Riqueza, civilização e prosperidade nacional

domingo, 8 de janeiro de 2023

Estabilidade Pôdre

Neste período cinzento e molhado, a que já chamamos o Inverno Marcelista deste Portugal adormecido, os governantes têm caído como pardais pelas capas dos jornais, em especial o Correio da Manhã. Quando fui administrador da Empordef estive para ser capa desse jornal especial. Não ter sido, ensinou-me que, apesar de tablóide, tem filtros de verdade. O que torna a espuma dos presentes dias realmente grave.
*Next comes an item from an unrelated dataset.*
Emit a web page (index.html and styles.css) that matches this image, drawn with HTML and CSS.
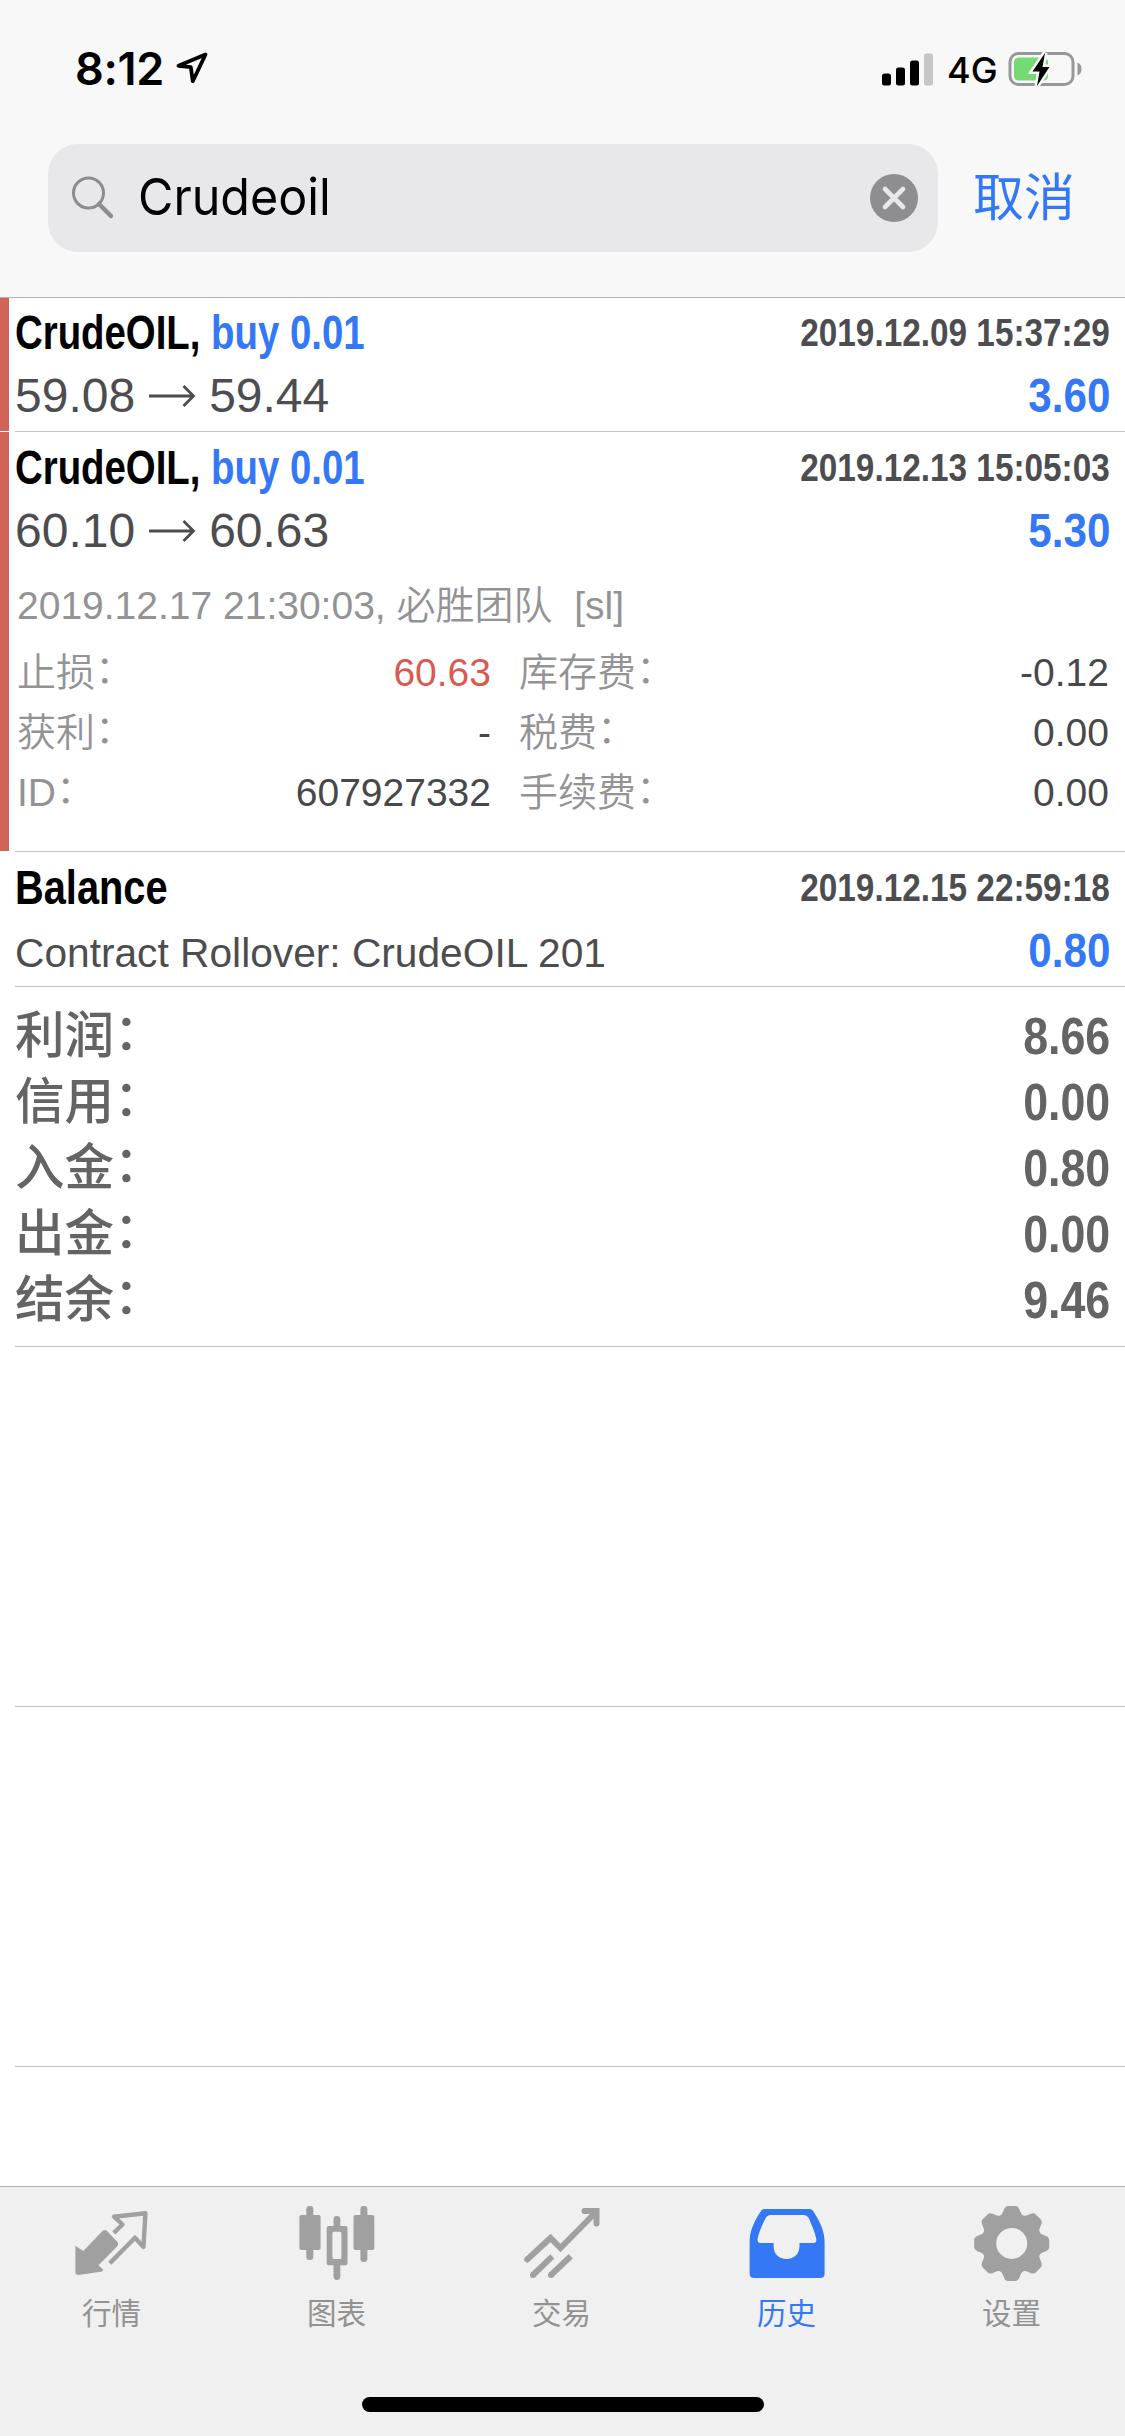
FILE: index.html
```html
<!DOCTYPE html>
<html lang="zh-CN">
<head>
<meta charset="utf-8">
<title>历史</title>
<link rel="stylesheet" href="styles.css">
</head>
<body>
<div class="screen">
  <header class="header">
    <div class="status">
      <span class="clock">8:12</span>
      <svg class="locator" width="34" height="34" viewBox="0 0 34 34"><path d="M29.500 3.500 2.500 14.800 14.800 16.200 16.800 30.200Z" fill="none" stroke="#000" stroke-width="3.800" stroke-linejoin="round"/></svg>
      <svg class="signal" width="52" height="34" viewBox="0 0 52 34"><rect x="0" y="21.500" width="9" height="12" rx="2.500"/><rect x="14" y="15.500" width="9" height="18" rx="2.500"/><rect x="28" y="8.500" width="9" height="25" rx="2.500"/><rect x="42" y="1.500" width="9" height="32" rx="2.500" fill="#c6c6c6"/></svg>
      <span class="network">4G</span>
      <svg class="battery" width="76" height="38" viewBox="0 0 76 38"><rect x="2" y="3.500" width="63" height="31" rx="8.500" fill="none" stroke="#98989b" stroke-width="3"/><path d="M69.500 12.500q4 1.500 4 6.500t-4 6.500z" fill="#98989b"/><rect x="6" y="7.500" width="34" height="23" rx="4.500" fill="#74db74"/><path d="M37 3 24.500 21.500h7L29 36 41.500 17h-7z" fill="#000" stroke="#f8f8f8" stroke-width="5" paint-order="stroke"/></svg>
    </div>
    <div class="searchbar">
      <div class="field">
        <svg width="44" height="46" viewBox="0 0 44 46"><circle cx="17.500" cy="18" r="15" fill="none" stroke="#8c8c8e" stroke-width="3"/><path d="M28 29 40 41" stroke="#8c8c8e" stroke-width="4.500" stroke-linecap="round"/></svg>
        <span class="query">Crudeoil</span>
        <svg class="clear" width="48" height="48" viewBox="0 0 48 48"><circle cx="24" cy="24" r="24" fill="#8e8e90"/><path d="M15 15 33 33M33 15 15 33" stroke="#e8e8ea" stroke-width="4.600" stroke-linecap="round"/></svg>
      </div>
      <span class="cancel">取消</span>
    </div>
  </header>

  <main class="list">
    <section class="deal marked first">
      <div class="line head"><span class="title">CrudeOIL, <span class="buy">buy 0.01</span></span><span class="date">2019.12.09 15:37:29</span></div>
      <div class="line"><span class="price">59.08<svg class="arrow" width="74" height="24" viewBox="0 0 74 24"><path d="M14 12H58M48.500 2 58.500 12 48.500 22" fill="none" stroke="#4d4d50" stroke-width="2.800"/></svg>59.44</span><span class="profit">3.60</span></div>
    </section>
    <section class="deal marked open">
      <div class="line head"><span class="title">CrudeOIL, <span class="buy">buy 0.01</span></span><span class="date">2019.12.13 15:05:03</span></div>
      <div class="line"><span class="price">60.10<svg class="arrow" width="74" height="24" viewBox="0 0 74 24"><path d="M14 12H58M48.500 2 58.500 12 48.500 22" fill="none" stroke="#4d4d50" stroke-width="2.800"/></svg>60.63</span><span class="profit">5.30</span></div>
      <div class="comment">2019.12.17 21:30:03, 必胜团队&nbsp; [sl]</div>
      <div class="details">
        <div class="pair"><span class="label">止损<span class="colon">：</span></span><span class="red">60.63</span></div>
        <div class="pair"><span class="label">库存费<span class="colon">：</span></span><span>-0.12</span></div>
        <div class="pair"><span class="label">获利<span class="colon">：</span></span><span>-</span></div>
        <div class="pair"><span class="label">税费<span class="colon">：</span></span><span>0.00</span></div>
        <div class="pair"><span class="label">ID<span class="colon">：</span></span><span>607927332</span></div>
        <div class="pair"><span class="label">手续费<span class="colon">：</span></span><span>0.00</span></div>
      </div>
    </section>
    <section class="deal">
      <div class="line head"><span class="title balance">Balance</span><span class="date">2019.12.15 22:59:18</span></div>
      <div class="line"><span class="note">Contract Rollover: CrudeOIL 201</span><span class="profit">0.80</span></div>
    </section>
    <section class="totals">
      <div class="total"><span class="name">利润<span class="colon">：</span></span><span class="sum">8.66</span></div>
      <div class="total"><span class="name">信用<span class="colon">：</span></span><span class="sum">0.00</span></div>
      <div class="total"><span class="name">入金<span class="colon">：</span></span><span class="sum">0.80</span></div>
      <div class="total"><span class="name">出金<span class="colon">：</span></span><span class="sum">0.00</span></div>
      <div class="total"><span class="name">结余<span class="colon">：</span></span><span class="sum">9.46</span></div>
    </section>
    <div class="blank"></div>
    <div class="blank"></div>
  </main>

  <footer class="footer">
    <nav class="tabs">
      <div class="tab">
        <svg width="80" height="80" viewBox="0 0 80 80"><path d="M3.400 41.700V68.500Q3.600 71 6.600 71L30 67.500Q32 66 30.500 65L26.500 61.300 45 42.500Q47 40 45.500 38L35 27Q32.800 25 30.500 27L11.300 47Z" fill="currentColor"/><path d="M41.800 29 50.500 20.500 42 12.700 73.400 9.300 71.500 43 63 33.700 37.800 59.300" fill="none" stroke="currentColor" stroke-width="4.400" stroke-linejoin="round"/></svg>
        <span>行情</span>
      </div>
      <div class="tab">
        <svg width="80" height="80" viewBox="0 0 80 80" fill="currentColor"><rect x="2.400" y="11" width="21.200" height="35" rx="2"/><rect x="9.300" y="2" width="7" height="54" rx="3.300"/><rect x="56.500" y="11" width="20.800" height="35" rx="2"/><rect x="63.400" y="2" width="7" height="56" rx="3.300"/><path fill-rule="evenodd" d="M31.700 22H48.500Q50.500 22 50.500 24V59.300Q50.500 61.300 48.500 61.300H31.700Q29.700 61.300 29.700 59.300V24Q29.700 22 31.700 22ZM36.900 27.700Q35.400 27.700 35.400 29.200V53.500Q35.400 55 36.900 55H42.900Q44.400 55 44.400 53.500V29.200Q44.400 27.700 42.900 27.700Z"/><path d="M36.500 23V15.300a3.400 3.400 0 0 1 6.800 0V23ZM36.500 60V72.500a3.400 3.400 0 0 0 6.800 0V60Z"/></svg>
        <span>图表</span>
      </div>
      <div class="tab">
        <svg width="80" height="80" viewBox="0 0 80 80" fill="none" stroke="currentColor" stroke-width="6"><path d="M5.200 55.500 28.500 34 38.500 44 74 8" stroke-linecap="round"/><path d="M62.500 7H74.500V19.500" stroke-linecap="round"/><path d="M11 71 30.300 52.300M29 71 48.700 52.300"/><g fill="currentColor" stroke="none"><circle cx="11" cy="71" r="3"/><circle cx="29" cy="71" r="3"/></g></svg>
        <span>交易</span>
      </div>
      <div class="tab active">
        <svg width="80" height="80" viewBox="0 0 80 80"><path fill="currentColor" fill-rule="evenodd" d="M17.500 5H62.500Q65.500 5 67 8.500C73 18 77.600 27 77.600 38V69.500Q77.600 74 73 74H7.200Q2.600 74 2.600 69.500V38C2.600 27 7 18 13 8.500Q14.700 5 17.500 5ZM24 11Q20 11 18.500 14.500C15 21 12 28 10.500 35Q10.300 39 13.500 39H26.600V42C26.600 50 32 55 39.500 55S52.500 50 52.500 42V39H66.500Q69.800 39 69.300 35C68 28 64.500 21 62 14.500Q60 11 56.500 11Z"/></svg>
        <span>历史</span>
      </div>
      <div class="tab">
        <svg width="80" height="80" viewBox="0 0 80 80"><g transform="translate(39.700 39.400)"><circle r="22.500" fill="none" stroke="currentColor" stroke-width="14"/><g fill="currentColor"><path id="tooth" d="M-12-27.500Q-9.500-28.500-8.500-32-7-37.500-3.500-37.500H3.500Q7-37.500 8.500-32 9.500-28.500 12-27.500L8-20H-8Z"/><use href="#tooth" transform="rotate(45)"/><use href="#tooth" transform="rotate(90)"/><use href="#tooth" transform="rotate(135)"/><use href="#tooth" transform="rotate(180)"/><use href="#tooth" transform="rotate(225)"/><use href="#tooth" transform="rotate(270)"/><use href="#tooth" transform="rotate(315)"/></g></g></svg>
        <span>设置</span>
      </div>
    </nav>
    <div class="home-indicator"></div>
  </footer>
</div>
</body>
</html>
```
FILE: styles.css
```css
* { box-sizing: border-box; }
body {
  margin: 0;
  background: #fff;
  font-family: "Liberation Sans", "Noto Sans CJK SC", sans-serif;
}
svg { display: block; flex: none; }
.screen {
  width: 1125px;
  height: 2436px;
  display: flex;
  flex-direction: column;
  overflow: hidden;
}

/* header */
.header {
  height: 298px;
  flex: none;
  background: #f8f8f8;
  border-bottom: 1px solid #b2b2b2;
}
.status {
  height: 144px;
  padding: 42px 41px 0 75px;
  display: flex;
  align-items: flex-start;
  font-family: Inter, sans-serif;
}
.clock {
  font-size: 45px;
  line-height: 54px;
  font-weight: 600;
  letter-spacing: -.3px;
  width: 101px;
  white-space: nowrap;
}
.locator { margin-top: 9px; }
.signal { margin: 10px 0 0 auto; }
.network {
  font-size: 36px;
  line-height: 56px;
  font-weight: 450;
  width: 61px;
  margin-left: 13px;
}
.battery { margin-top: 8px; }
.searchbar {
  display: flex;
  align-items: center;
  padding: 0 50px 0 48px;
  justify-content: space-between;
}
.field {
  width: 890px;
  height: 108px;
  border-radius: 30px;
  background: #e8e8ea;
  display: flex;
  align-items: center;
  padding: 0 20px 0 23px;
}
.query {
  font: 400 51px/60px Inter, sans-serif;
  margin: 0 0 3px 23px;
  transform: scaleX(.95);
  transform-origin: left;
}
.clear { margin-left: auto; }
.cancel {
  font: 400 51px/72px "Noto Sans CJK SC", sans-serif;
  margin-bottom: 8px;
  color: #3478f6;
}

/* deals */
.list { flex: 1; overflow: hidden; }
.deal {
  position: relative;
  height: 135px;
  padding: 4px 15px 0 15px;
}
.deal::after, .totals::after, .blank::after {
  content: "";
  position: absolute;
  left: 15px;
  right: 0;
  bottom: 0;
  height: 1px;
  background: #c4c4c6;
}
.marked::before {
  content: "";
  position: absolute;
  left: 0;
  top: 0;
  bottom: 1px;
  width: 9px;
  background: #d16455;
}
.deal.first { height: 134px; padding-top: 3px; }
.deal.open { height: 420px; }
.line {
  display: flex;
  justify-content: space-between;
  align-items: baseline;
  height: 64px;
  line-height: 64px;
  white-space: nowrap;
  color: #4d4d50;
}
.line.head { height: 62px; line-height: 62px; align-items: center; }
.title {
  font-size: 49px;
  font-weight: 700;
  color: #000;
  transform: scaleX(.783);
  transform-origin: left;
}
.title.balance { transform: scaleX(.812); }
.buy, .profit { color: #3478f6; }
.date {
  font-size: 39.5px;
  font-weight: 700;
  transform: scaleX(.844);
  transform-origin: right;
}
.price { font-size: 48px; display: flex; align-items: center; }
.profit {
  font-size: 49px;
  font-weight: 700;
  transform: scaleX(.86);
  transform-origin: right;
}
.note { font-size: 40.7px; }
.comment {
  padding: 6px 2px 0;
  font-size: 39px;
  font-weight: 350;
  line-height: 76px;
  height: 81px;
  color: #939395;
  white-space: pre;
}
.details {
  display: grid;
  grid-template-columns: 474px 590px;
  column-gap: 28px;
  padding-left: 2px;
  font-size: 39px;
  line-height: 60px;
  color: #48484a;
}
.pair { display: flex; justify-content: space-between; height: 60px; }
.label { color: #939395; font-weight: 350; }
.colon { display: inline-block; line-height: 1; transform: translateY(-3px); }
.red { color: #d95a50; }

/* totals */
.totals {
  position: relative;
  height: 360px;
  padding: 16px 15px 0;
  color: #646464;
}
.total {
  display: flex;
  justify-content: space-between;
  height: 66px;
  line-height: 66px;
}
.name { font-size: 49.5px; font-weight: 500; }
.sum {
  font-size: 52px;
  font-weight: 700;
  transform: scaleX(.86);
  transform-origin: right;
}
.blank { position: relative; height: 360px; }

/* tab bar */
.footer {
  height: 250px;
  flex: none;
  background: #f0f0f0;
  border-top: 1px solid #b2b2b2;
  display: flex;
  flex-direction: column;
  align-items: center;
  justify-content: space-between;
  padding: 17px 0 24px;
}
.tabs { display: flex; margin-left: -2px; }
.tab {
  width: 225px;
  display: flex;
  flex-direction: column;
  align-items: center;
  color: #a0a0a0;
  font: 400 29.5px/44px "Noto Sans CJK SC", sans-serif;
}
.tab span { margin-top: 5px; color: #929292; }
.tab.active, .tab.active span { color: #3478f6; }
.home-indicator { width: 402px; height: 15px; border-radius: 8px; background: #000; }
```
Passada uma década, e com o assunto das capas na baila (com o socialismo doentio a desvalorizar), parece-me edificante para a República contar o que comigo sucedeu: um dia, telefonou-me um assessor de imprensa do Ministério da Defesa Nacional, muito irado, praticamente a chamar-me imbecil, dizendo-me que no dia seguinte eu iria ser capa do Correio da Manhã. Título: Administrador da Empordef fica em Hotel de Luxo - recorde-se, num momento em que a Troika impunha austeridade e até o Primeiro-Ministro Pedro Passos Coelho "dava o exemplo" viajando de avião em Económica

O facto era verdadeiro: efectivamente, eu dormia em Lisboa em hotéis de luxo. Como não tenho casa em Lisboa, e já cheguei há muitos anos à conclusão que o barato sai caro, tal como faço na minha vida privada, pedi semanalmente ao secretariado para verificarem nas plataformas quais eram os hotéis de quatro e cinco estrelas que tinham o quarto mais barato para a semana seguinte, e fazerem a reserva segundo esse critério.

Naquela semana tocou-me, ironia do destino, dormir no Hotel Altis. Hotel de luxo onde, todos sabemos, o Partido Socialista se reúne nas noites eleitorais, felizmente nem sempre vitoriosas. Não era a primeira vez que lá ficara (embora tenha sido a última), inclusive na minha vida privada, e até com a minha família. Certamente por coincidência, a fatura da conta da estada dessa semana foi parar ao Correio da Manhã. E, é verdade, vinha passada em nome da Empordef.

Lá tive de explicar ao ignorante assessor de imprensa (apressado e ansioso como quase todos) como fazemos, as pessoas honestas quando trabalhamos com dinheiros alheios e temos direito a reembolso (procedimento que sempre apliquei, também na administração de empresas privadas): paguei do meu próprio bolso e entreguei a fatura para ser levada para aprovação de reembolso pelo devido valor (não necessariamente o facial), ao conselho de administração em que, naturalmente, não votei, por me encontrar impedido de o fazer em causa própria.

Deste modo, o assessor e, pelos vistos também os jornalistas do Correio da Manhã, lá compreenderam que eu estava no meu pleno direito de ficar a dormir onde me apetece. Porque não roubei nada a ninguém. Os meus colegas mandaram reembolsar-me apenas o que tinha direito. Se havia excesso, o custo era suportado por mim. Problema meu. Lá não fui capa do Correio da Manhã.

Conto esta história porque quero crer que os que vão parar à capa dos jornais é porque merecem estar lá. Não no Governo da res publica.